Who owns Women's Day?

Mar 06, 2013

IF you were around in the mid-1990s to the early 2000s, you needed not ask what the International Women’s Day was about. Like the Baganda say, it ‘was in the glass’. Clear cut.

Men's say with Bob G. Kisiki
 
IF you were around in the mid-1990s to the early 2000s, you needed not ask what the International Women’s Day was about. Like the Baganda say, it ‘was in the glass’. Clear cut. 
 
Those were the times when the day would never creep up on you like the proverbial thief in the night, because you felt the tremors announcing its advance from a distance. It was not just the media that hyped it up; it was in the very air around you. 
 
You knew the difference between women by anatomy and women by inclination, determination, vision and other attributes. There were women who grabbed the day with their two (feminine) hands and shoved it into your face, all wrapped in that bright label and seal that said: We are women, do your worst.
 
And it was hard to do anything, let alone your worst. As those few women sold the day to the nation, other players — a carefully picked word, players — jumped on board… The Government. Civil society. Academia. The art world — singers, composers, thespians and painters. Oh, it was the fad, being for women; with the women.
 
But like with everything that comes to Uganda, the day’s heat died out by and by, yet it (the day) is still there on our calendars. I am no calendar designer, but I doubt that Women’s Day is one of those days many remember that it comes annually, unless they have an old calendar before them to copy out the red-letter days.
 
Oh, let us just re-examine that last bit: Does Women’s Day still matter that much? To who? Who still finds capital in marking or celebrating Women’s Day? The moment you answer that, you know whether the women’s cause is still on track or not.
 
Let us look at the women themselves — women of all shades; women all over. What, in the first place, was the women’s cause? And who came up with it?
 
For, while there were women who said subjugation of women by  men was the problem, when those women took the gospel to some rural places, the women down there lifted up their busuutis to above the knee and chased the ‘modern, emancipated city women’ back to town, saying they (the rural folk) were not complaining. ‘Do you want us to lose our men?’ they asked. Not that those women were happy. They indeed were living terrible lives under their men, but city methods were not going to solve rural marital issues.
 
Away from the urban-rural divide, there were also issues between social classes, the privileged and under-privileged.
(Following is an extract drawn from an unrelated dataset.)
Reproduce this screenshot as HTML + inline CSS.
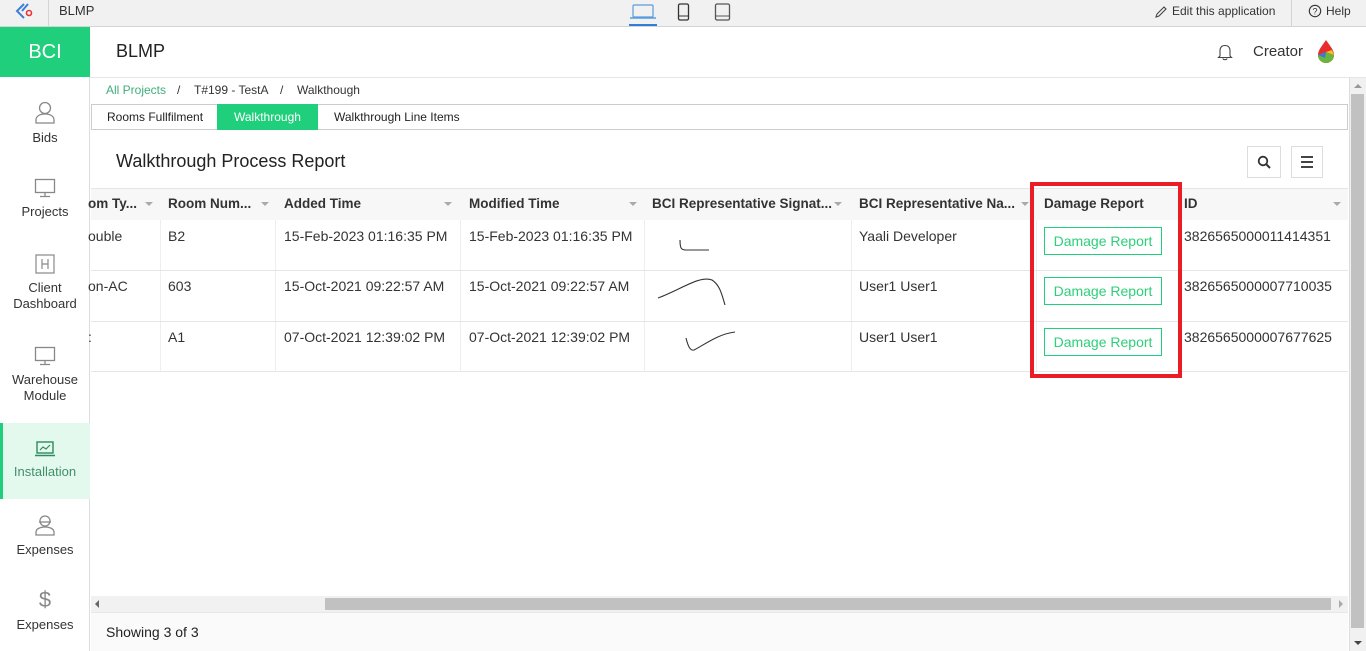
<!DOCTYPE html>
<html><head><meta charset="utf-8">
<style>
*{box-sizing:border-box;margin:0;padding:0}
body{width:1366px;height:651px;overflow:hidden;font-family:"Liberation Sans",sans-serif;background:#fff;position:relative;color:#222}
.abs{position:absolute}
.top{left:0;top:0;width:1366px;height:27px;background:#f1f1f1;border-bottom:1px solid #d4d4d4}
.side{left:0;top:27px;width:90px;height:624px;background:#fff;border-right:1px solid #ddd}
.bci{left:0;top:27px;width:90px;height:50px;background:#20cf7c;color:#fff;font-size:20px;text-align:center;line-height:50px}
.nav{position:absolute;left:0;width:90px;text-align:center;font-size:13px;color:#333;line-height:16px}
.nav svg{display:block;margin:0 auto 6px}
.hdr{left:90px;top:27px;width:1276px;height:51px;background:#fff;border-bottom:1px solid #e6e6e6}
.t{font-size:13px;white-space:nowrap;position:absolute}
.th{font-size:13.5px;color:#333;font-weight:bold;position:absolute;top:196px;white-space:nowrap}
.td{font-size:14px;color:#333;position:absolute;white-space:nowrap}
.arr{position:absolute;top:202px;width:0;height:0;border-left:4px solid transparent;border-right:4px solid transparent;border-top:4px solid #aaa}
.btn{position:absolute;left:1044px;width:118px;height:28px;border:1px solid #20cf7c;color:#2dcf7a;font-size:14px;text-align:center;line-height:26px;background:#fff}
.vl{position:absolute;top:220px;height:151px;width:1px;background:#eee}
.hl{position:absolute;left:91px;width:1257px;height:1px;background:#e6e6e6}
</style></head><body>
<div class="abs top"></div>
<svg class="abs" style="left:14px;top:2px" width="22" height="20" viewBox="0 0 22 20"><path d="M10 2 L3 9 L10 16" fill="none" stroke="#3d7fd8" stroke-width="2"/><path d="M14 2 L8 9" fill="none" stroke="#3d7fd8" stroke-width="2"/><circle cx="15" cy="11" r="2.5" fill="none" stroke="#e33" stroke-width="1.6"/></svg>
<div class="abs" style="left:48px;top:0;width:1px;height:26px;background:#d4d4d4"></div>
<div class="t" style="left:59px;top:3px;color:#333;font-size:13px">BLMP</div>
<svg class="abs" style="left:629px;top:4px" width="28" height="16" viewBox="0 0 28 16"><rect x="4" y="1" width="20" height="12" rx="1" fill="none" stroke="#5a9be0" stroke-width="1.2"/><path d="M1 14 H27" stroke="#5a9be0" stroke-width="1.5"/></svg>
<div class="abs" style="left:629px;top:24px;width:28px;height:2px;background:#2f7fd6"></div>
<svg class="abs" style="left:677px;top:3px" width="14" height="18"><rect x="1.5" y="1" width="10" height="16" rx="1.5" fill="none" stroke="#333" stroke-width="1.3"/><path d="M2 13 H11" stroke="#333"/></svg>
<svg class="abs" style="left:714px;top:3px" width="18" height="18"><rect x="1.5" y="1" width="14" height="16" rx="1.5" fill="none" stroke="#555" stroke-width="1.3"/><path d="M2 13 H15" stroke="#555"/></svg>
<svg class="abs" style="left:1154px;top:5px" width="14" height="14"><path d="M2 12 L3 9 L10 2 L12 4 L5 11 Z" fill="none" stroke="#444" stroke-width="1.1"/></svg>
<div class="t" style="left:1172px;top:4px;color:#333;font-size:12px">Edit this application</div>
<div class="abs" style="left:1291px;top:0;width:1px;height:26px;background:#d4d4d4"></div>
<svg class="abs" style="left:1308px;top:4px" width="14" height="14"><circle cx="7" cy="7" r="5.7" fill="none" stroke="#333" stroke-width="1.1"/><text x="7" y="10.5" font-size="9" text-anchor="middle" fill="#333" font-family="Liberation Sans">?</text></svg>
<div class="t" style="left:1326px;top:4px;color:#333;font-size:12px">Help</div>

<div class="abs side"></div>
<div class="abs bci">BCI</div>
<div class="nav" style="top:100px"><svg width="22" height="24" viewBox="0 0 22 24"><circle cx="11" cy="8" r="5.5" fill="none" stroke="#888" stroke-width="1.3"/><path d="M2 23 V20 C2 16 6 14 11 14 C16 14 20 16 20 20 V23 Z" fill="none" stroke="#888" stroke-width="1.3"/></svg>Bids</div>
<div class="nav" style="top:178px"><svg width="22" height="20"><rect x="1.5" y="1.5" width="19" height="13" fill="none" stroke="#888" stroke-width="1.3"/><path d="M11 14 V18 M6 18.5 H16" stroke="#888" stroke-width="1.3"/></svg>Projects</div>
<div class="nav" style="top:254px"><svg width="20" height="20"><rect x="1" y="1" width="18" height="18" fill="none" stroke="#888" stroke-width="1.2"/><path d="M7 5 V15 M13 5 V15 M7 10 H13" stroke="#888" stroke-width="1.2"/></svg>Client<br>Dashboard</div>
<div class="nav" style="top:346px"><svg width="22" height="20"><rect x="1.5" y="1.5" width="19" height="13" fill="none" stroke="#888" stroke-width="1.3"/><path d="M11 14 V18 M6 18.5 H16" stroke="#888" stroke-width="1.3"/></svg>Warehouse<br>Module</div>
<div class="abs" style="left:0;top:423px;width:90px;height:76px;background:#e4f9ee"></div>
<div class="abs" style="left:0;top:423px;width:3px;height:76px;background:#20cf7c"></div>
<div class="nav" style="top:440px;color:#3f8f6a"><svg width="22" height="18"><rect x="3" y="2" width="16" height="11" fill="none" stroke="#2f8a5c" stroke-width="1.4"/><path d="M1 15.5 H21" stroke="#2f8a5c" stroke-width="1.6"/><path d="M6 10 L9 7 L12 9 L16 5" fill="none" stroke="#2f8a5c" stroke-width="1.2"/></svg>Installation</div>
<div class="nav" style="top:514px"><svg width="22" height="22"><circle cx="11" cy="7" r="5" fill="none" stroke="#888" stroke-width="1.3"/><path d="M5 8 H17" stroke="#888" stroke-width="1.3"/><path d="M2 21 V18 C2 15 6 13 11 13 C16 13 20 15 20 18 V21 Z" fill="none" stroke="#888" stroke-width="1.3"/></svg>Expenses</div>
<div class="nav" style="top:589px"><div style="font-size:22px;color:#888;line-height:22px;margin-bottom:6px">$</div>Expenses</div>

<div class="abs hdr"></div>
<div class="t" style="left:116px;top:41px;font-size:18px;color:#222">BLMP</div>
<svg class="abs" style="left:1216px;top:43px" width="18" height="18"><path d="M4 13 V8 C4 4 6 2.5 9 2.5 C12 2.5 14 4 14 8 V13 L15.5 14.5 H2.5 Z M7 15.5 C7 17 11 17 11 15.5" fill="none" stroke="#444" stroke-width="1.1"/></svg>
<div class="t" style="left:1253px;top:43px;font-size:15px;color:#333">Creator</div>
<svg class="abs" style="left:1316px;top:39px" width="20" height="26" viewBox="0 0 20 26"><path d="M10 1 C6 7 2 11 2 16 C2 21 6 24 10 24 C14 24 18 21 18 16 C18 11 14 7 10 1Z" fill="#e82b2b"/><path d="M2 16 C2 21 6 24 10 24 C14 24 18 21 18 16 L10 13Z" fill="#6ab440"/><path d="M2 16 L10 13 L9 19 Z" fill="#3d79d1"/><path d="M10 13 L18 16 L16 11 Z" fill="#f5c02b"/></svg>

<div class="t" style="left:106px;top:83px;color:#3fae7b;font-size:12px">All Projects</div>
<div class="t" style="left:177px;top:83px;color:#333;font-size:12px">/</div>
<div class="t" style="left:194px;top:83px;color:#333;font-size:12px">T#199 - TestA</div>
<div class="t" style="left:280px;top:83px;color:#333;font-size:12px">/</div>
<div class="t" style="left:297px;top:83px;color:#333;font-size:12px">Walkthough</div>

<div class="abs" style="left:91px;top:104px;width:1257px;height:26px;border:1px solid #ccc;background:#fff"></div>
<div class="t" style="left:107px;top:110px;font-size:12px;color:#222">Rooms Fullfilment</div>
<div class="abs" style="left:217px;top:104px;width:101px;height:26px;background:#20cf7c"></div>
<div class="t" style="left:234px;top:110px;font-size:12px;color:#fff">Walkthrough</div>
<div class="t" style="left:334px;top:110px;font-size:12px;color:#222">Walkthrough Line Items</div>

<div class="t" style="left:116px;top:151px;font-size:18px;color:#222">Walkthrough Process Report</div>
<div class="abs" style="left:1247px;top:146px;width:34px;height:32px;border:1px solid #ddd"></div>
<svg class="abs" style="left:1257px;top:155px" width="14" height="14"><circle cx="6" cy="6" r="4.3" fill="none" stroke="#333" stroke-width="1.8"/><path d="M9 9 L13 13" stroke="#333" stroke-width="2"/></svg>
<div class="abs" style="left:1291px;top:146px;width:32px;height:32px;border:1px solid #ddd"></div>
<div class="abs" style="left:1301px;top:156px;width:12px;height:2px;background:#444"></div>
<div class="abs" style="left:1301px;top:161px;width:12px;height:2px;background:#444"></div>
<div class="abs" style="left:1301px;top:166px;width:12px;height:2px;background:#444"></div>

<div class="abs" style="left:91px;top:188px;width:1257px;height:32px;background:#f7f7f7;border-top:1px solid #e6e6e6"></div>
<div class="th" style="left:88px">om Ty...</div><div class="arr" style="left:145px"></div>
<div class="th" style="left:168px">Room Num...</div><div class="arr" style="left:261px"></div>
<div class="th" style="left:284px">Added Time</div><div class="arr" style="left:444px"></div>
<div class="th" style="left:469px">Modified Time</div><div class="arr" style="left:629px"></div>
<div class="th" style="left:652px">BCI Representative Signat...</div><div class="arr" style="left:834px"></div>
<div class="th" style="left:859px">BCI Representative Na...</div><div class="arr" style="left:1021px"></div>
<div class="th" style="left:1044px">Damage Report</div>
<div class="th" style="left:1184px">ID</div><div class="arr" style="left:1333px"></div>

<div class="vl" style="left:160px"></div><div class="vl" style="left:275px"></div><div class="vl" style="left:460px"></div><div class="vl" style="left:644px"></div><div class="vl" style="left:851px"></div><div class="vl" style="left:1036px"></div>
<div class="hl" style="top:270px"></div><div class="hl" style="top:321px"></div><div class="hl" style="top:371px"></div>

<div class="td" style="left:88px;top:228px">ouble</div>
<div class="td" style="left:168px;top:228px">B2</div>
<div class="td" style="left:284px;top:228px">15-Feb-2023 01:16:35 PM</div>
<div class="td" style="left:469px;top:228px">15-Feb-2023 01:16:35 PM</div>
<div class="td" style="left:859px;top:228px">Yaali Developer</div>
<div class="td" style="left:1184px;top:228px">3826565000011414351</div>
<div class="td" style="left:88px;top:278px">on-AC</div>
<div class="td" style="left:168px;top:278px">603</div>
<div class="td" style="left:284px;top:278px">15-Oct-2021 09:22:57 AM</div>
<div class="td" style="left:469px;top:278px">15-Oct-2021 09:22:57 AM</div>
<div class="td" style="left:859px;top:278px">User1 User1</div>
<div class="td" style="left:1184px;top:278px">3826565000007710035</div>
<div class="td" style="left:88px;top:329px">:</div>
<div class="td" style="left:168px;top:329px">A1</div>
<div class="td" style="left:284px;top:329px">07-Oct-2021 12:39:02 PM</div>
<div class="td" style="left:469px;top:329px">07-Oct-2021 12:39:02 PM</div>
<div class="td" style="left:859px;top:329px">User1 User1</div>
<div class="td" style="left:1184px;top:329px">3826565000007677625</div>

<svg class="abs" style="left:640px;top:220px" width="120" height="151"><path d="M40 20 C40 28 41 30 46 30 L69 30" fill="none" stroke="#333" stroke-width="1.1"/><path d="M18 78 C40 70 60 55 72 60 C80 65 82 75 85 85" fill="none" stroke="#333" stroke-width="1.1"/><path d="M46 118 C48 126 50 131 54 130 C64 125 78 114 95 112" fill="none" stroke="#333" stroke-width="1.1"/></svg>

<div class="btn" style="top:227px">Damage Report</div>
<div class="btn" style="top:277px">Damage Report</div>
<div class="btn" style="top:328px">Damage Report</div>
<div class="abs" style="left:1030px;top:182px;width:152px;height:196px;border:4px solid #e81d25"></div>

<div class="abs" style="left:91px;top:596px;width:1257px;height:16px;background:#f1f1f1"></div>
<div class="abs" style="left:325px;top:598px;width:1006px;height:12px;background:#c1c1c1"></div>
<div class="abs" style="left:95px;top:600px;border-top:4px solid transparent;border-bottom:4px solid transparent;border-right:4px solid #666"></div>
<div class="abs" style="left:1339px;top:600px;border-top:4px solid transparent;border-bottom:4px solid transparent;border-left:4px solid #aaa"></div>
<div class="abs" style="left:91px;top:612px;width:1257px;height:39px;background:#fafafa;border-top:1px solid #e8e8e8"></div>
<div class="t" style="left:106px;top:624px;font-size:14px;color:#222">Showing 3 of 3</div>

<div class="abs" style="left:1349px;top:78px;width:17px;height:573px;background:#f1f1f1;border-left:1px solid #ddd"></div>
<div class="abs" style="left:1351px;top:94px;width:13px;height:534px;background:#c1c1c1"></div>
<div class="abs" style="left:1354px;top:84px;border-left:4px solid transparent;border-right:4px solid transparent;border-bottom:4px solid #999"></div>
<div class="abs" style="left:1354px;top:641px;border-left:4px solid transparent;border-right:4px solid transparent;border-top:4px solid #444"></div>
</body></html>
There were disparities between the married women and the single, those in leadership against those who were not. The question then was, whose issues were at stake here, and who could solve them, how?
 
That is how the NGO fad thrived on this women’s cause thing. Fight for the amorphous (not in shape, but identity) woman. Seek funding to fight the woman’s cause. Build yourself a fortune. That is how the Government also cashed in on the cause.
 
‘Design’ policies to cater for the woman, then compose a song reminding her that were it not for us, where would women be? That is how artistes came up with plays, songs and poems (I wrote one of those award-winning poems, even before I formed an opinion on women’s lib) and got so much money, they wished the fad could last a theatre-time.
 
So here we are, under the same regime that popularised many of these things, like Women’s Day, Valentine’s Day, Mothers’ Day, etc, but if you sought to know and understand what goes on between one March 8 and the next; who works to promote the woman’s cause, and who benefits from the cause… you will be constrained to wonder: Who owns Women’s Day? What is the cause, what are the pertinent issues and what are the solutions? Or maybe it is me who is still in the dark about these questions.